Many of the bags include text, pithy phrases, or song lyrics, such as “From a whisper to a scream” or “I put a spell on you,” that speak to societal hopes and anxieties and serve as springboards for viewers’ associations. In a series of oversized, tunic-like garments created between 2014 and 2018, Gibson derives the basic form from nineteenth-century ceremonial Ghost Dance shirts, which were believed to deflect bullets. They are constructed from fabric custom printed with original photographs and newspaper headlines, some of which refer to the continued marginalization of Native Americans through the destruction of sacred lands at Standing Rock and Big Ears National Monument.

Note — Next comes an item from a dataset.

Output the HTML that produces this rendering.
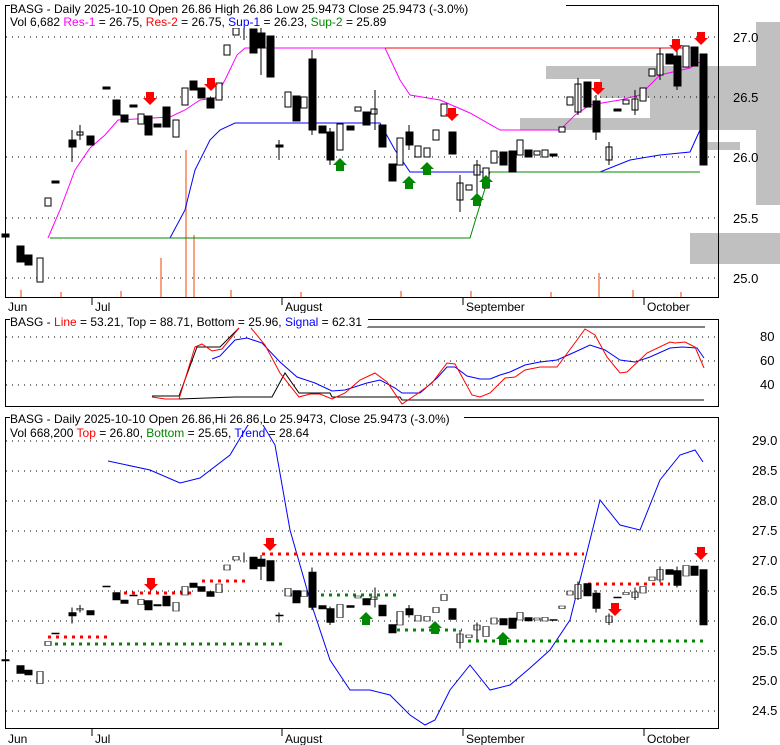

Gibson’s painting practice foregrounds affinities between patterns, colors, and materials long used in Native American art and those characteristic of contemporary Western and global art traditions. His investigations of color relationships and use of the grid as a structuring device engage with the history of geometric abstraction, but the pieces also recall weaving and use materials (such as elk hide canvasses, sinew, and beads) found in indigenous art. In resisting preconceived notions about what the work of a Native American artist should look like, Gibson is prompting a shift in how Native American art is perceived and historicized.